Taxi Route Obstructions

A similar “stuck forever” situation can occur if ramp start positions that can be used by AI (of type Tiedown or Gate) are on or close to taxi routes. ATC route planning will not check for such obstructions ahead of time, and if the shortest route to the runway happens to go along a route obstructed by a parked aircraft, AI traffic will stop indefinitely as it cannot re-route.

Validation

WED 1.5 (and greater) now has more validations to ensure airport ATC taxi routes are accurate and sensible.

If there are no ATC runway use rules specified, all runways are examined. Otherwise, only the runways mentioned in a runway use rule that also have at least one runway taxi route of the same name are checked during validation.

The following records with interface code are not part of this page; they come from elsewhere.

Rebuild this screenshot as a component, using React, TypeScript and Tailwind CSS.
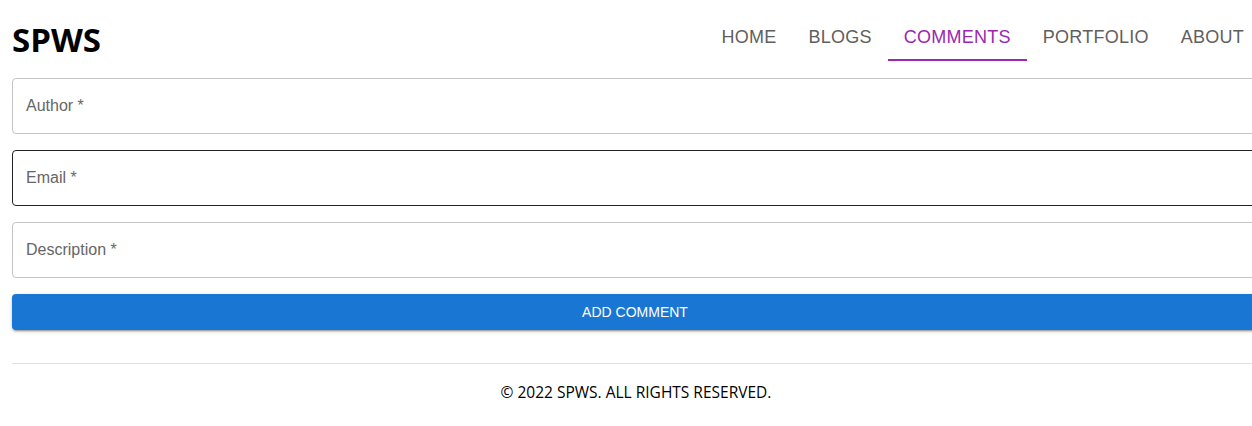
import { useState } from 'react'

const tabs = ['HOME', 'BLOGS', 'COMMENTS', 'PORTFOLIO', 'ABOUT']

function Field({ label, active }: { label: string; active?: boolean }) {
  return (
    <div
      className={`h-14 rounded border flex items-center px-[13px] ${
        active ? 'border-[#212121]' : 'border-[#c4c4c4]'
      }`}
    >
      <span className="text-[16px] text-[#666666]">{label}</span>
    </div>
  )
}

export default function App() {
  const [tab] = useState('COMMENTS')

  return (
    <div className="w-full overflow-hidden bg-white font-['Liberation_Sans',Arial,sans-serif]">
      <div className="w-[1272px] px-3">
        <header className="flex items-end justify-between h-[61px]">
          <h1 className="font-['Open_Sans',sans-serif] font-bold text-[33px] leading-none text-black self-center mt-[18px]">
            SPWS
          </h1>
          <nav className="flex">
            {tabs.map((t) => (
              <a
                key={t}
                className={`h-12 px-4 pt-[3px] flex items-center text-[18px] tracking-[0.25px] border-b-2 ${
                  t === tab ? 'text-[#9c27b0] border-[#9c27b0]' : 'text-[#5f5f5f] border-transparent'
                }`}
              >
                {t}
              </a>
            ))}
          </nav>
        </header>

        <form className="mt-[17px] w-[1246px] flex flex-col gap-4">
          <Field label="Author *" />
          <Field label="Email *" active />
          <Field label="Description *" />
          <button
            type="button"
            className="h-9 rounded bg-[#1976d2] text-white text-[14px] shadow-[0_3px_1px_-2px_rgba(0,0,0,0.2),0_2px_2px_0_rgba(0,0,0,0.14),0_1px_5px_0_rgba(0,0,0,0.12)]"
          >
            ADD COMMENT
          </button>
        </form>

        <footer className="w-[1248px] mt-[33px] border-t border-[#e0e0e0] pt-[17px] text-center">
          <p className="font-['Open_Sans',sans-serif] text-[15.5px] text-black">
            © 2022 SPWS. ALL RIGHTS RESERVED.
          </p>
        </footer>
      </div>
    </div>
  )
}
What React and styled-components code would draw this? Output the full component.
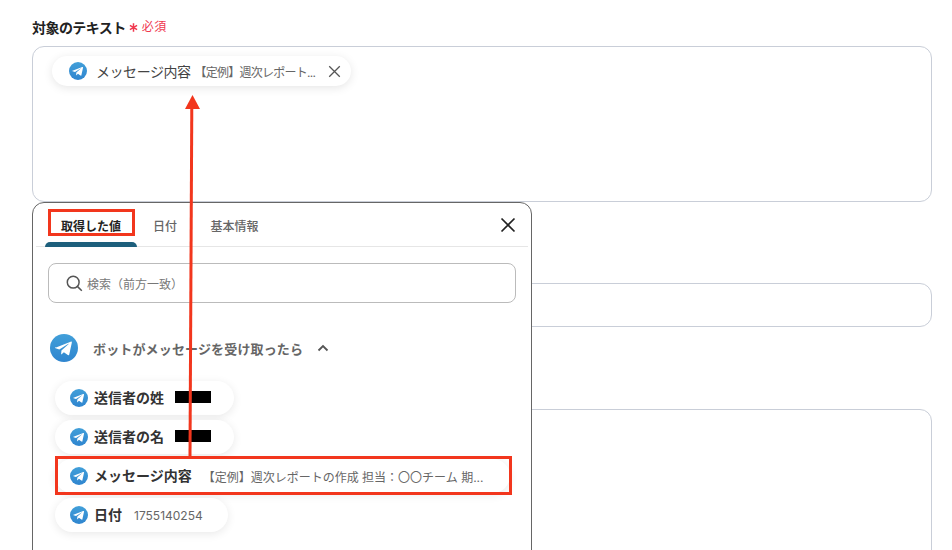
import React from "react";
import styled, { createGlobalStyle } from "styled-components";

const GlobalStyle = createGlobalStyle`
  html, body {
    margin: 0;
    padding: 0;
    background: #fff;
    font-family: Inter, "Noto Sans CJK JP", sans-serif;
  }
`;

const Page = styled.div`
  position: relative;
  width: 952px;
  height: 550px;
  overflow: hidden;
  background: #fff;
`;

const Form = styled.div`
  display: flex;
  flex-direction: column;
  padding: 17px 20px 0 32px;
`;

const LabelRow = styled.div`
  display: flex;
  align-items: center;
  height: 20px;
  margin-bottom: 9px;
`;

const LabelText = styled.span`
  font-size: 14px;
  font-weight: 700;
  letter-spacing: -0.55px;
  color: #222;
`;

const Star = styled.span`
  display: flex;
  margin: 1px 4px 0 3px;
  color: #f0384f;
`;

const Required = styled.span`
  margin-top: -3px;
  font-size: 12px;
  letter-spacing: 0.4px;
  color: #f0384f;
`;

const FieldBox = styled.div`
  box-sizing: border-box;
  height: ${p => p.$height}px;
  margin-bottom: ${p => p.$gap}px;
  padding: 9px 19px;
  border: 1px solid #c9ced8;
  border-radius: 12px;
  background: #fff;
`;

const Chip = styled.div`
  display: inline-flex;
  align-items: center;
  box-sizing: border-box;
  width: 299px;
  height: 30px;
  padding: 0 10px 0 17px;
  border-radius: 15px;
  background: #fff;
  box-shadow: 0 2px 10px rgba(0, 0, 0, 0.1);
`;

const ChipName = styled.span`
  margin-left: 9px;
  font-size: 14px;
  letter-spacing: -0.45px;
  color: #444;
  white-space: nowrap;
`;

const ChipValue = styled.span`
  flex: 1;
  margin-left: 4px;
  font-size: 12px;
  letter-spacing: -0.75px;
  color: #666;
  white-space: nowrap;
`;

const Popup = styled.div`
  position: absolute;
  left: 32px;
  top: 202px;
  box-sizing: border-box;
  width: 500px;
  height: 380px;
  border: 1px solid #666;
  border-radius: 12px;
  background: #fff;
`;

const TabBar = styled.div`
  position: relative;
  display: flex;
  align-items: stretch;
  height: 43px;
  margin: 0 3px;
  padding-left: 9px;
  border-bottom: 1px solid #e6e6e6;
`;

const Tab = styled.div`
  position: relative;
  display: flex;
  align-items: center;
  justify-content: center;
  box-sizing: border-box;
  width: ${p => p.$width}px;
  padding-top: 1px;
  font-size: 12px;
  font-weight: ${p => (p.$active ? 700 : 500)};
  color: ${p => (p.$active ? "#222" : "#666")};

  &::after {
    content: "";
    display: ${p => (p.$active ? "block" : "none")};
    position: absolute;
    left: 0;
    right: 0;
    bottom: -1px;
    height: 5px;
    border-radius: 5px 5px 0 0;
    background: #1d5f7c;
  }
`;

const CloseButton = styled.div`
  position: absolute;
  right: 12px;
  top: 14px;
  display: flex;
  color: #222;
`;

const Body = styled.div`
  display: flex;
  flex-direction: column;
  padding: 16px 15px 0;
`;

const SearchBox = styled.div`
  display: flex;
  align-items: center;
  gap: 4px;
  box-sizing: border-box;
  height: 40px;
  padding-left: 17px;
  border: 1px solid #bbb;
  border-radius: 8px;
  font-size: 12px;
  color: #777;
`;

const GroupRow = styled.div`
  display: flex;
  align-items: center;
  height: 28px;
  margin: 31px 0 19px 2px;
`;

const GroupTitle = styled.span`
  margin-left: 15px;
  font-size: 13px;
  font-weight: 700;
  letter-spacing: 0.15px;
  color: #666;
`;

const Chevron = styled.span`
  display: flex;
  margin-left: 14px;
  color: #555;
`;

const PillList = styled.div`
  display: flex;
  flex-direction: column;
  align-items: flex-start;
  gap: 5px;
  margin-left: 7px;
`;

const Pill = styled.div`
  display: flex;
  align-items: center;
  box-sizing: border-box;
  width: ${p => p.$width}px;
  height: 34px;
  padding-left: 15px;
  border-radius: 17px;
  background: #fff;
  box-shadow: 0 2px 10px rgba(0, 0, 0, 0.09);
`;

const PillName = styled.span`
  margin-left: 6px;
  margin-top: -2px;
  font-size: 14px;
  font-weight: 700;
  color: #333;
  white-space: nowrap;
`;

const PillValue = styled.span`
  margin-left: ${p => p.$gap}px;
  font-size: 12px;
  color: #666;
  white-space: nowrap;
`;

const Redacted = styled.span`
  width: 36px;
  height: 12px;
  margin-left: 11px;
  margin-top: -3px;
  background: #000;
`;

const RedFrame = styled.div`
  position: absolute;
  left: ${p => p.$left}px;
  top: ${p => p.$top}px;
  box-sizing: border-box;
  width: ${p => p.$width}px;
  height: ${p => p.$height}px;
  border: 3px solid #f2361d;
`;

const ArrowLayer = styled.svg`
  position: absolute;
  left: 0;
  top: 0;
`;

const ChipClose = styled.span`
  display: flex;
  color: #555;
`;

const TelegramIcon = ({ size }) => {
  const id = `tg-${size}`;
  return (
    <svg width={size} height={size} viewBox="0 0 24 24" style={{ flexShrink: 0 }}>
      <defs>
        <linearGradient id={id} x1="0.5" y1="0" x2="0.5" y2="1">
          <stop offset="0" stopColor="#419fd9" />
          <stop offset="1" stopColor="#2f85cf" />
        </linearGradient>
      </defs>
      <circle cx="12" cy="12" r="12" fill={`url(#${id})`} />
      <path
        d="M4.6 11.8 17.7 6.6c.7-.3 1.2.2 1 1l-2.2 10c-.1.7-.6.9-1.2.5l-3.4-2.5-1.7 1.6c-.2.2-.4.3-.7.3l.3-3.4 6-5.4c.3-.2 0-.4-.4-.2l-7.4 4.7-3.2-1c-.7-.2-.7-.7.0-1z"
        fill="#fff"
      />
    </svg>
  );
};

const CrossIcon = ({ size, width }) => (
  <svg width={size} height={size} viewBox="0 0 16 16" fill="none" stroke="currentColor" strokeWidth={width}>
    <path d="M1.5 1.5 14.5 14.5M14.5 1.5 1.5 14.5" />
  </svg>
);

const SearchIcon = () => (
  <svg width="17" height="17" viewBox="0 0 17 17" fill="none" stroke="#555" strokeWidth="1.5">
    <circle cx="7.2" cy="7.2" r="5.9" />
    <path d="M11.6 11.6 15.8 15.8" />
  </svg>
);

const ChevronIcon = () => (
  <svg width="12" height="8" viewBox="0 0 12 8" fill="none" stroke="currentColor" strokeWidth="1.8">
    <path d="M1.5 6.5 6 2l4.5 4.5" />
  </svg>
);

const StarIcon = () => (
  <svg width="9" height="9" viewBox="0 0 9 9" fill="none" stroke="currentColor" strokeWidth="1.5">
    <path d="M4.5 0.3V8.7M0.9 2.4 8.1 6.6M8.1 2.4 0.9 6.6" />
  </svg>
);

const App = () => (
  <Page>
    <GlobalStyle />
    <Form>
      <LabelRow>
        <LabelText>対象のテキスト</LabelText>
        <Star>
          <StarIcon />
        </Star>
        <Required>必須</Required>
      </LabelRow>
      <FieldBox $height={156} $gap={81}>
        <Chip>
          <TelegramIcon size={18} />
          <ChipName>メッセージ内容</ChipName>
          <ChipValue>【定例】週次レポート...</ChipValue>
          <ChipClose>
            <CrossIcon size={13} width={1.6} />
          </ChipClose>
        </Chip>
      </FieldBox>
      <FieldBox $height={44} $gap={82} />
      <FieldBox $height={200} $gap={0} />
    </Form>

    <Popup>
      <TabBar>
        <Tab $width={92} $active>取得した値</Tab>
        <Tab $width={56}>日付</Tab>
        <Tab $width={83}>基本情報</Tab>
        <CloseButton>
          <CrossIcon size={16} width={1.7} />
        </CloseButton>
      </TabBar>
      <Body>
        <SearchBox>
          <SearchIcon />
          検索（前方一致）
        </SearchBox>
        <GroupRow>
          <TelegramIcon size={28} />
          <GroupTitle>ボットがメッセージを受け取ったら</GroupTitle>
          <Chevron>
            <ChevronIcon />
          </Chevron>
        </GroupRow>
        <PillList>
          <Pill $width={179}>
            <TelegramIcon size={18} />
            <PillName>送信者の姓</PillName>
            <Redacted />
          </Pill>
          <Pill $width={179}>
            <TelegramIcon size={18} />
            <PillName>送信者の名</PillName>
            <Redacted />
          </Pill>
          <Pill $width={455}>
            <TelegramIcon size={18} />
            <PillName>メッセージ内容</PillName>
            <PillValue $gap={11}>【定例】週次レポートの作成 担当：〇〇チーム 期...</PillValue>
          </Pill>
          <Pill $width={173}>
            <TelegramIcon size={18} />
            <PillName>日付</PillName>
            <PillValue $gap={12}>1755140254</PillValue>
          </Pill>
        </PillList>
      </Body>
    </Popup>

    <RedFrame $left={48} $top={209} $width={87} $height={27} />
    <RedFrame $left={55} $top={456} $width={457} $height={39} />

    <ArrowLayer width="952" height="550" viewBox="0 0 952 550">
      <path d="M190 456 191.8 106" stroke="#f2361d" strokeWidth="3" fill="none" />
      <path d="M192.5 95 200 109 185 109Z" fill="#f2361d" />
    </ArrowLayer>
  </Page>
);

export default App;
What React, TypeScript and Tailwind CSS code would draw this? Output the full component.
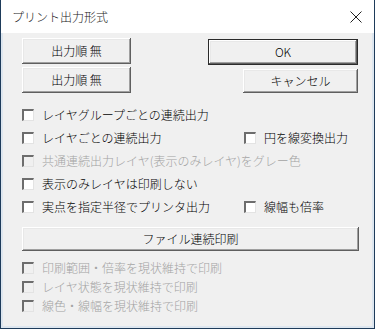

WED will display the boundaries where ATC taxi routes need hotzone after any failed validation in purple.

Final Tips

A good rule of thumb is to avoid “micromanaging” taxi routes. ATC and Ground Vehicle routes are intended to get traffic close enough to their destination that the built-in logic can taxi the vehicles to their final destination as needed. Specify only the preferred routes, as in general X-Plane can not tell non-plausible, obsolete or rarely used routes from the ones where you want aircraft to go.

Avoid connecting taxi routes directly to ramp starts so that the aircraft has room to maneuver between the taxi network and the ramp start for the best, most realistic results.

Use the fewest segments possible to specify only the desired & safe taxi routes. The taxi route is determined without checking for obstructions along the entire route–only the very next segment of the route is checked ahead of time, and the aircraft will not reroute if it becomes stuck.

7 comments on “ATC Taxi Route Authoring

  1. Nice!

    Do you plan to implement holding points other than hot zone ? I use LFPG has a test and I never been able to replicate the real life taxiing of this airport.

    De-icing zone are also missing.

    Thanks

  2. Hi I just came over to Xplane from Prepa3d 4.5 mainly because of performance with Orbx true earth uk and i must say it performs great but I must also say how rubbish and difficult ATC is can you tell me why it cant be as simply as fsx and prepared as been for years you just open ATC and start talking no matter where you are surely it cant be that hard to replcate Xplane would be almost perfect
    Thanks

  3. To me it is not clear on how ATC selects taxiways for departure. At my local airport (KGRR, Grand Rapids, Michigan), ATC includes taxiway A. Taxiway A doesn’t go to the end of the runway. I have watched video, reviewed the manuals, and experimented with WED. I’m willing to fix it, just not sure how.

  4. For some reason, when I request Taxi instructions in-game at my airport, ATC just tells me “contact center on.”

    Yes I did get my validation correct

  5. It would be possible with current design to make it much easier for aircraft routing to the runway holding points. I would strongly recommend to rewrite instructions for runway connections (typically A1, A2, A3,…) to have only ONE set for each side of each runway. I.e. in KASE, all 9 connections can be set as “Arrivals: 15,33”, but only one marked as “Departures: 15” and one as “Departuers: 33”. Now all are defined as “Departuers: 15,33”, which does not make sense for ATC software, because one cannot distinguish (programmatically) which holding point to go to for particular runway. Even KSEA is defined the same way and documentation does not give any instructions, as far as I can see. A bit more complicated would be a case with two holding points (i.e. KEGE) prior the runway threshold, but the basic principle would work the same way.